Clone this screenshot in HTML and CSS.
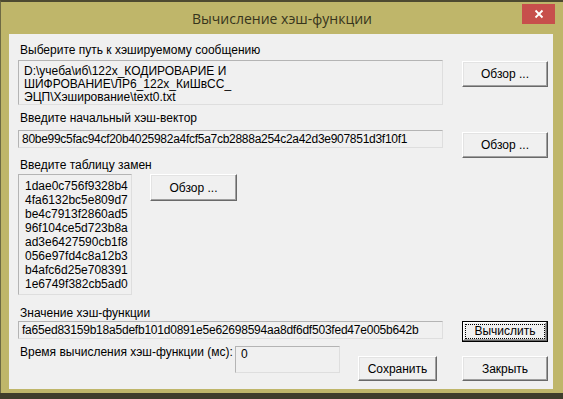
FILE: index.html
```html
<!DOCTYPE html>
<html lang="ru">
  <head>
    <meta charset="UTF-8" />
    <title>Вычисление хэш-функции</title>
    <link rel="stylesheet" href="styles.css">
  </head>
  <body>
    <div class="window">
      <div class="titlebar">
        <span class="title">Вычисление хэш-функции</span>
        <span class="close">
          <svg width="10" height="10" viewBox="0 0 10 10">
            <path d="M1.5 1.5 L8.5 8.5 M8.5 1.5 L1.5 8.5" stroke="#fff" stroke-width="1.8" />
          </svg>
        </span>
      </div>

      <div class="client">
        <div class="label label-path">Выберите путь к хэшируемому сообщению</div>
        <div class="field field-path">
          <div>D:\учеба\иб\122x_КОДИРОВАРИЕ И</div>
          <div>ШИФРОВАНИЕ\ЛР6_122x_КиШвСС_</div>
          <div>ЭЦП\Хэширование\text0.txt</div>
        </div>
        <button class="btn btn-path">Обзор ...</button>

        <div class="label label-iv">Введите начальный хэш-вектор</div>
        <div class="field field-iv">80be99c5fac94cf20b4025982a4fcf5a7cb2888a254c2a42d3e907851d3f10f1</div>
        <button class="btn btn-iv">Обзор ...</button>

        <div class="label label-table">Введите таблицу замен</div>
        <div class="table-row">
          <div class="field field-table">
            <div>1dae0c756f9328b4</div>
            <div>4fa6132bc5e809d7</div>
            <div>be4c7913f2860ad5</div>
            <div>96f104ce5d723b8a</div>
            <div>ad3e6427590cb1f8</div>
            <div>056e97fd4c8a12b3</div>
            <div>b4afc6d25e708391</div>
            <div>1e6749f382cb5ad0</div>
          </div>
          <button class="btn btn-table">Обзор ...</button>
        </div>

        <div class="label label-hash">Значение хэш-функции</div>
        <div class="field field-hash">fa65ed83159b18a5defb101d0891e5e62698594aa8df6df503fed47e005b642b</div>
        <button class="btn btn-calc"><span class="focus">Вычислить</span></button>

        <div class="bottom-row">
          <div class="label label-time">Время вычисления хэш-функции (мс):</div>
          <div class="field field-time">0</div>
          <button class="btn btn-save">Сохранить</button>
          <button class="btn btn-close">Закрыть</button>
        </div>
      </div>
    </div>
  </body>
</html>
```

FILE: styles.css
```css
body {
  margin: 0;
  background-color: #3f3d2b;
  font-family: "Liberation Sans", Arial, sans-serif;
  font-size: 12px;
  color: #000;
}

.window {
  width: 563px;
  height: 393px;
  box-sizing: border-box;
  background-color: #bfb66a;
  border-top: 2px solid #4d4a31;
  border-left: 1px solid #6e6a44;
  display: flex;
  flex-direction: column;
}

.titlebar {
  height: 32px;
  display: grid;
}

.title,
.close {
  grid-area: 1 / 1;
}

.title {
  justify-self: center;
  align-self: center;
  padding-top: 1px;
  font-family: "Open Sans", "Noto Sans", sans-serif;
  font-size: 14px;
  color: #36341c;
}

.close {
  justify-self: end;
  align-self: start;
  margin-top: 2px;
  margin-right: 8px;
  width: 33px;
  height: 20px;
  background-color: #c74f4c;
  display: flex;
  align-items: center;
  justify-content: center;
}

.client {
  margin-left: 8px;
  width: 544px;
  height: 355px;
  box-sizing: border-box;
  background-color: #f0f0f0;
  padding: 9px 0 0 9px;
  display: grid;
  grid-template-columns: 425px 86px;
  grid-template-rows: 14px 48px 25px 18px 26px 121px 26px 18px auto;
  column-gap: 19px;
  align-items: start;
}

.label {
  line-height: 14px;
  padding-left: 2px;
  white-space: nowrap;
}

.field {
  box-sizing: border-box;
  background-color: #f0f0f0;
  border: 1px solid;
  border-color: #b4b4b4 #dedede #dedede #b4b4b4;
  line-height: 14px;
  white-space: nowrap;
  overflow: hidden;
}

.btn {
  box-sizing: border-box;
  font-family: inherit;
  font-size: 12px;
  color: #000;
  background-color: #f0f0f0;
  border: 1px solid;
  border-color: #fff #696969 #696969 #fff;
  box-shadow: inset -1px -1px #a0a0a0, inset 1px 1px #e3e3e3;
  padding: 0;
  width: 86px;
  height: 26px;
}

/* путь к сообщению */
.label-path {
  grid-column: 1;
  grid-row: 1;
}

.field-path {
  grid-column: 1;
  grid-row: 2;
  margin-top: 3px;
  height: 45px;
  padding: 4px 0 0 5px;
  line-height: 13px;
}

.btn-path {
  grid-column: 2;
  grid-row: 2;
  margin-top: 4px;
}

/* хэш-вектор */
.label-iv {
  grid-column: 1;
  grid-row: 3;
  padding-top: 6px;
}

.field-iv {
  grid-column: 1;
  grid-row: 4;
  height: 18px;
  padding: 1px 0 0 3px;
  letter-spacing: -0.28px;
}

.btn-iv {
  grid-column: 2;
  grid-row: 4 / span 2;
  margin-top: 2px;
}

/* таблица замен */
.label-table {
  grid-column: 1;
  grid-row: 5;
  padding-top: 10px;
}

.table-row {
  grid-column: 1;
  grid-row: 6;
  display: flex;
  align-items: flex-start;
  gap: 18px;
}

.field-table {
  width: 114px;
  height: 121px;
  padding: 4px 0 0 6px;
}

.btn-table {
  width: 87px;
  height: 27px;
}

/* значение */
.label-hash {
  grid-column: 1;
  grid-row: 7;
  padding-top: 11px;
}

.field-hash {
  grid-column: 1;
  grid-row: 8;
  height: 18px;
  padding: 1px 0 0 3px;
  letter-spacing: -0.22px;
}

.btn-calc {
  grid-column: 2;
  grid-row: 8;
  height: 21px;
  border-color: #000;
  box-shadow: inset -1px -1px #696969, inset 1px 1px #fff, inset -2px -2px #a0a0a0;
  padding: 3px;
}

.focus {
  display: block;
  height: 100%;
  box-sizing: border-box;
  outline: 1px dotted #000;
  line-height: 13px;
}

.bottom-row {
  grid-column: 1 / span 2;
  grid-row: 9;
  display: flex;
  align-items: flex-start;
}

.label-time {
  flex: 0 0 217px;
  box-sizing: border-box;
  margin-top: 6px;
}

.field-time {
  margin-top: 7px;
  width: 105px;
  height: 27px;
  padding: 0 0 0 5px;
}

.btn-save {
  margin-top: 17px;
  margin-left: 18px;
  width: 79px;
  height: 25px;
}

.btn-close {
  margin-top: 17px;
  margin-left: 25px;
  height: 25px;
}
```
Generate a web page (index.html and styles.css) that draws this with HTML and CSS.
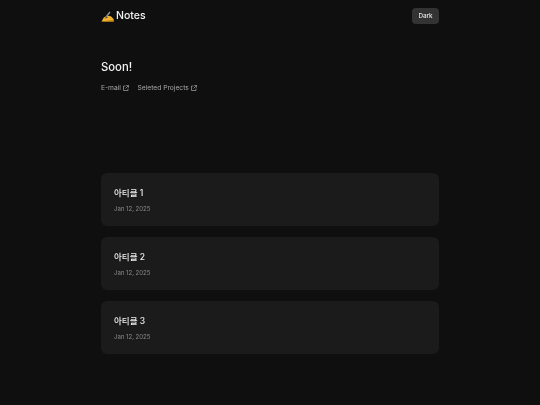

##########

_The problem:_
From the material above, copy everything exactly but the pictures.

_Finished task:_
Clone this screenshot in HTML and CSS.
FILE: index.html
```html
<!DOCTYPE html>
<html lang="ru">
  <head>
    <meta charset="UTF-8" />
    <title>Вычисление хэш-функции</title>
    <link rel="stylesheet" href="styles.css">
  </head>
  <body>
    <div class="window">
      <div class="titlebar">
        <span class="title">Вычисление хэш-функции</span>
        <span class="close">
          <svg width="10" height="10" viewBox="0 0 10 10">
            <path d="M1.5 1.5 L8.5 8.5 M8.5 1.5 L1.5 8.5" stroke="#fff" stroke-width="1.8" />
          </svg>
        </span>
      </div>

      <div class="client">
        <div class="label label-path">Выберите путь к хэшируемому сообщению</div>
        <div class="field field-path">
          <div>D:\учеба\иб\122x_КОДИРОВАРИЕ И</div>
          <div>ШИФРОВАНИЕ\ЛР6_122x_КиШвСС_</div>
          <div>ЭЦП\Хэширование\text0.txt</div>
        </div>
        <button class="btn btn-path">Обзор ...</button>

        <div class="label label-iv">Введите начальный хэш-вектор</div>
        <div class="field field-iv">80be99c5fac94cf20b4025982a4fcf5a7cb2888a254c2a42d3e907851d3f10f1</div>
        <button class="btn btn-iv">Обзор ...</button>

        <div class="label label-table">Введите таблицу замен</div>
        <div class="table-row">
          <div class="field field-table">
            <div>1dae0c756f9328b4</div>
            <div>4fa6132bc5e809d7</div>
            <div>be4c7913f2860ad5</div>
            <div>96f104ce5d723b8a</div>
            <div>ad3e6427590cb1f8</div>
            <div>056e97fd4c8a12b3</div>
            <div>b4afc6d25e708391</div>
            <div>1e6749f382cb5ad0</div>
          </div>
          <button class="btn btn-table">Обзор ...</button>
        </div>

        <div class="label label-hash">Значение хэш-функции</div>
        <div class="field field-hash">fa65ed83159b18a5defb101d0891e5e62698594aa8df6df503fed47e005b642b</div>
        <button class="btn btn-calc"><span class="focus">Вычислить</span></button>

        <div class="bottom-row">
          <div class="label label-time">Время вычисления хэш-функции (мс):</div>
          <div class="field field-time">0</div>
          <button class="btn btn-save">Сохранить</button>
          <button class="btn btn-close">Закрыть</button>
        </div>
      </div>
    </div>
  </body>
</html>
```

FILE: styles.css
```css
body {
  margin: 0;
  background-color: #3f3d2b;
  font-family: "Liberation Sans", Arial, sans-serif;
  font-size: 12px;
  color: #000;
}

.window {
  width: 563px;
  height: 393px;
  box-sizing: border-box;
  background-color: #bfb66a;
  border-top: 2px solid #4d4a31;
  border-left: 1px solid #6e6a44;
  display: flex;
  flex-direction: column;
}

.titlebar {
  height: 32px;
  display: grid;
}

.title,
.close {
  grid-area: 1 / 1;
}

.title {
  justify-self: center;
  align-self: center;
  padding-top: 1px;
  font-family: "Open Sans", "Noto Sans", sans-serif;
  font-size: 14px;
  color: #36341c;
}

.close {
  justify-self: end;
  align-self: start;
  margin-top: 2px;
  margin-right: 8px;
  width: 33px;
  height: 20px;
  background-color: #c74f4c;
  display: flex;
  align-items: center;
  justify-content: center;
}

.client {
  margin-left: 8px;
  width: 544px;
  height: 355px;
  box-sizing: border-box;
  background-color: #f0f0f0;
  padding: 9px 0 0 9px;
  display: grid;
  grid-template-columns: 425px 86px;
  grid-template-rows: 14px 48px 25px 18px 26px 121px 26px 18px auto;
  column-gap: 19px;
  align-items: start;
}

.label {
  line-height: 14px;
  padding-left: 2px;
  white-space: nowrap;
}

.field {
  box-sizing: border-box;
  background-color: #f0f0f0;
  border: 1px solid;
  border-color: #b4b4b4 #dedede #dedede #b4b4b4;
  line-height: 14px;
  white-space: nowrap;
  overflow: hidden;
}

.btn {
  box-sizing: border-box;
  font-family: inherit;
  font-size: 12px;
  color: #000;
  background-color: #f0f0f0;
  border: 1px solid;
  border-color: #fff #696969 #696969 #fff;
  box-shadow: inset -1px -1px #a0a0a0, inset 1px 1px #e3e3e3;
  padding: 0;
  width: 86px;
  height: 26px;
}

/* путь к сообщению */
.label-path {
  grid-column: 1;
  grid-row: 1;
}

.field-path {
  grid-column: 1;
  grid-row: 2;
  margin-top: 3px;
  height: 45px;
  padding: 4px 0 0 5px;
  line-height: 13px;
}

.btn-path {
  grid-column: 2;
  grid-row: 2;
  margin-top: 4px;
}

/* хэш-вектор */
.label-iv {
  grid-column: 1;
  grid-row: 3;
  padding-top: 6px;
}

.field-iv {
  grid-column: 1;
  grid-row: 4;
  height: 18px;
  padding: 1px 0 0 3px;
  letter-spacing: -0.28px;
}

.btn-iv {
  grid-column: 2;
  grid-row: 4 / span 2;
  margin-top: 2px;
}

/* таблица замен */
.label-table {
  grid-column: 1;
  grid-row: 5;
  padding-top: 10px;
}

.table-row {
  grid-column: 1;
  grid-row: 6;
  display: flex;
  align-items: flex-start;
  gap: 18px;
}

.field-table {
  width: 114px;
  height: 121px;
  padding: 4px 0 0 6px;
}

.btn-table {
  width: 87px;
  height: 27px;
}

/* значение */
.label-hash {
  grid-column: 1;
  grid-row: 7;
  padding-top: 11px;
}

.field-hash {
  grid-column: 1;
  grid-row: 8;
  height: 18px;
  padding: 1px 0 0 3px;
  letter-spacing: -0.22px;
}

.btn-calc {
  grid-column: 2;
  grid-row: 8;
  height: 21px;
  border-color: #000;
  box-shadow: inset -1px -1px #696969, inset 1px 1px #fff, inset -2px -2px #a0a0a0;
  padding: 3px;
}

.focus {
  display: block;
  height: 100%;
  box-sizing: border-box;
  outline: 1px dotted #000;
  line-height: 13px;
}

.bottom-row {
  grid-column: 1 / span 2;
  grid-row: 9;
  display: flex;
  align-items: flex-start;
}

.label-time {
  flex: 0 0 217px;
  box-sizing: border-box;
  margin-top: 6px;
}

.field-time {
  margin-top: 7px;
  width: 105px;
  height: 27px;
  padding: 0 0 0 5px;
}

.btn-save {
  margin-top: 17px;
  margin-left: 18px;
  width: 79px;
  height: 25px;
}

.btn-close {
  margin-top: 17px;
  margin-left: 25px;
  height: 25px;
}
```
Generate a web page (index.html and styles.css) that draws this with HTML and CSS.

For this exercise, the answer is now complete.